Isabel Whisson and Moonmoon Shehrin

More Than Credit: Can microfinance also deliver affordable health care?

In Bangladesh, 65 percent of health expenditures are out-of-pocket payments. This lack of funded health care puts considerable pressure on the millions of people with debt from microloans. For many, a health emergency means much more than paying loan installments late; it can mean liquidating business assets that put an end to income-generating activity indefinitely, or going to informal money-lenders who charge exorbitant interest rates.

To date, most attempts at marrying financial inclusion with access to health care have centred on micro-health insurance. This makes sense – the poor are the most vulnerable to both health problems and financial shocks, and should have greater demand for health coverage than any other market. In reality, the microfinance sector has had difficulty convincing poor people to pay insurance premiums for a service from which they may never materially benefit. Almost all microinsurance initiatives to date have been heavily subsidised, making them unattractive products MFI investments.

An alternative model that has shown encouraging signs of success, in both Bangladesh and abroad, is health loans. One third of late loan installments from BRAC’s microfinance clients (mostly poor rural women) are caused by health emergencies in the family. These are usually events such as child delivery or minor surgeries.

In October 2013 BRAC launched its very own health loan pilot – the “medical treatment loan” – designed to absorb sudden health shocks by providing clients with additional finance met with access to quality, affordable health care. For this, BRAC’s Microfinance Programme partnered with BRAC’s Health Programme, which provides extensive health services across the country.

In the event of an illness within the family, existing BRAC microfinance clients can qualify for medical treatment loans. They collect a slip from a BRAC office, with which they visit a local doctor at a discounted rate. Following consult, the doctor issues a prescription along with an estimate of the treatment costs. The client returns to BRAC and a loan is disbursed based on the prescribed amount and our judgment on a client’s ability for repayment.

An early example involved a client who was prepared to sell her cows to cover the costs of her gall bladder surgery. The medical treatment loan prevented her from liquidating her assets and she took out a 20,000 Bangladeshi taka (£165, or $260 U.S.) loan instead, for which she pays regular instalments.

(Training material developed by BRAC to explain medical treatment loans to clients, left.)

In most cases, medical treatment loans are made available within three business days. Most loans range from £25-100, and repayment periods vary from six to 24 months, depending on individual cases. The first loan installment is paid within two to four weeks of initial disbursement. To keep things simple, the same policies and rates apply, and loans are repaid via the same community borrower groups to which clients already belong.

Medical treatment loans are available across the districts of Rangpur, Bogra and Jessore, Bangladesh, providing access to approximately 200,000 households. Within the first year, BRAC disbursed more than 1,200 loans – a total of £77,833 – indicating a real need for formal health finance.

Field officers, all too familiar with the devastating effects that health problems can have on families, were also receptive to the provision of medical treatment loans.

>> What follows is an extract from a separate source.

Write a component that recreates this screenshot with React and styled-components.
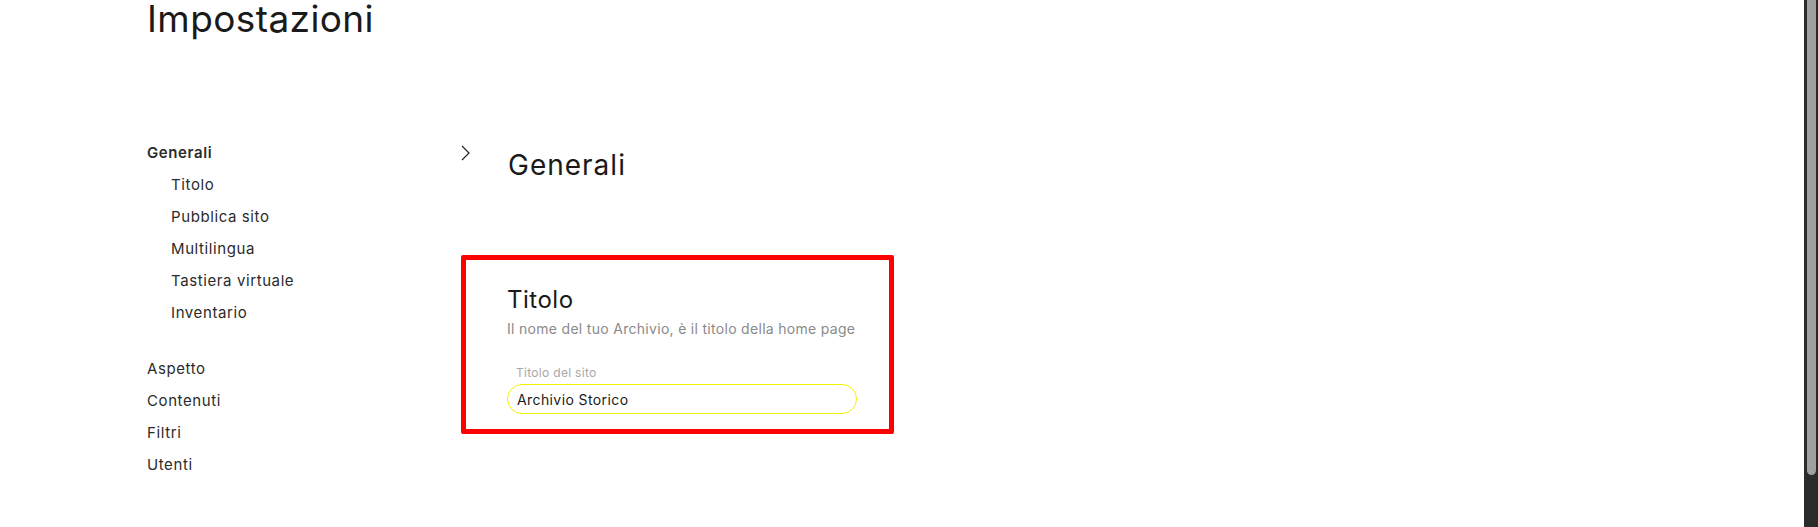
import React from "react";
import styled, { createGlobalStyle } from "styled-components";

const GlobalStyle = createGlobalStyle`
  body {
    margin: 0;
    background: #fff;
    color: #222;
    font-family: Inter, "Open Sans", sans-serif;
  }
`;

const sezioni = [
  {
    nome: "Generali",
    attiva: true,
    voci: ["Titolo", "Pubblica sito", "Multilingua", "Tastiera virtuale", "Inventario"],
  },
  { nome: "Aspetto" },
  { nome: "Contenuti" },
  { nome: "Filtri" },
  { nome: "Utenti" },
];

export default function App() {
  return (
    <Pagina>
      <GlobalStyle />
      <Titolo>Impostazioni</Titolo>
      <Layout>
        <Menu>
          {sezioni.map((s) => (
            <Gruppo key={s.nome} $spazio={!!s.voci}>
              <Voce $attiva={s.attiva}>{s.nome}</Voce>
              {s.voci &&
                s.voci.map((v) => (
                  <Voce key={v} $rientro>
                    {v}
                  </Voce>
                ))}
            </Gruppo>
          ))}
        </Menu>
        <Contenuto>
          <Intestazione>
            <Freccia width="9" height="16" viewBox="0 0 9 16">
              <path d="M1 1 L8 8 L1 15" fill="none" stroke="#222" strokeWidth="1.2" />
            </Freccia>
            <Sezione>Generali</Sezione>
          </Intestazione>
          <Riquadro>
            <SottoTitolo>Titolo</SottoTitolo>
            <Descrizione>Il nome del tuo Archivio, è il titolo della home page</Descrizione>
            <Etichetta htmlFor="titolo-sito">Titolo del sito</Etichetta>
            <Campo id="titolo-sito" defaultValue="Archivio Storico" />
          </Riquadro>
        </Contenuto>
      </Layout>
      <Barra>
        <Cursore />
      </Barra>
    </Pagina>
  );
}

const Pagina = styled.div`
  padding: 0 0 100px 147px;
`;

// dark scrollbar along the right edge of the window
const Barra = styled.div`
  position: fixed;
  top: 0;
  right: 0;
  width: 14px;
  height: 100vh;
  background: #2b2b2b;
`;

const Cursore = styled.div`
  width: 9px;
  height: 475px;
  margin-left: 3px;
  background: #a0a0a0;
  border-radius: 0 0 5px 5px;
`;

const Titolo = styled.h1`
  margin: 0;
  font-size: 37px;
  line-height: 37px;
  font-weight: 400;
  letter-spacing: 0.4px;
  color: #1a1a1a;
`;

const Layout = styled.div`
  display: flex;
  align-items: flex-start;
  margin-top: 100px;
`;

const Menu = styled.nav`
  width: 314px;
  flex-shrink: 0;
`;

const Gruppo = styled.div`
  margin-bottom: ${(p) => (p.$spazio ? "24px" : "0")};
`;

const Voce = styled.div`
  font-size: 15px;
  line-height: 32px;
  letter-spacing: 0.6px;
  color: #2b2b2b;
  font-weight: ${(p) => (p.$attiva ? 600 : 400)};
  padding-left: ${(p) => (p.$rientro ? "24px" : "0")};
`;

const Contenuto = styled.section`
  display: flex;
  flex-direction: column;
`;

const Intestazione = styled.div`
  display: flex;
  align-items: flex-start;
  padding-top: 8px;
`;

const Freccia = styled.svg`
  display: block;
`;

const Sezione = styled.h2`
  margin: 2px 0 0 38px;
  font-size: 28px;
  line-height: 36px;
  font-weight: 400;
  letter-spacing: 1px;
  color: #1a1a1a;
`;

const Riquadro = styled.div`
  box-sizing: border-box;
  width: 433px;
  margin-top: 72px;
  padding: 25px 32px 15px 41px;
  border: 5px solid #ff0000;
  border-radius: 2px;
  display: flex;
  flex-direction: column;
`;

const SottoTitolo = styled.h3`
  margin: 0;
  font-size: 24px;
  line-height: 30px;
  font-weight: 400;
  letter-spacing: 0.5px;
  color: #1a1a1a;
`;

const Descrizione = styled.p`
  margin: 4px 0 0;
  font-size: 14px;
  line-height: 20px;
  letter-spacing: 0.3px;
  white-space: nowrap;
  color: #8a8a8a;
`;

const Etichetta = styled.label`
  margin-top: 26px;
  padding-left: 9px;
  font-size: 12px;
  line-height: 16px;
  letter-spacing: 0.3px;
  color: #a8a8a8;
`;

const Campo = styled.input`
  box-sizing: border-box;
  width: 350px;
  height: 30px;
  margin-top: 3px;
  padding: 0 9px;
  border: 1px solid #f2f200;
  border-radius: 15px;
  outline: none;
  font-family: inherit;
  font-size: 14px;
  letter-spacing: 0.4px;
  color: #1a1a1a;
  background: #fff;
`;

Having their full support was key. As BRAC did not hire additional field staff, piloting the project involved taking on additional responsibilities. Furthermore, having already worked in the community, field officers are best placed to build understanding of local health needs and earn the trust of clients.

But trust must come both ways. In the early stages of the pilot, BRAC learnt that some clients who had received their loans would use part of the lump sum for non-medical related expenses. To mitigate risk, for both clients and us, BRAC introduced a two-step disbursement process. BRAC releases part of the loan to cover initial treatment costs – e.g. a blood test. Once confirmation of a client’s treatment is received, BRAC disburses the remaining loan amount to cover further costs – e.g. for surgery. (In rare emergency cases, larger loans can be disbursed in one.)

The loan realisation rate for the pilot has been an encouraging 99.5 percent. However, expanding the reach of the loans won’t be easy. Hospital accreditation systems are weak in Bangladesh and finding trusted health providers in each area is difficult. To avoid fraud, their services must be monitored closely – putting pressure on BRAC’s health team.

If scaled, the medical treatment loan has real potential to provide access to quality health care for millions of poor families in Bangladesh, in a way that is affordable for both MFIs and clients.

With that said, the medical treatment loan is not a solution to the lack of health care for the poor, but an improvement. Unlike in most developed countries, people with low incomes are still expected to bear the brunt of their health care costs.

As clients start to think more about health care, medical treatment loans could act as a stepping-stone to sustainable solutions that provide comprehensive coverage.

Isabel Whisson is communications and knowledge management officer and Moonmoon Shehrin is a management professional for the BRAC Microfinance Programme.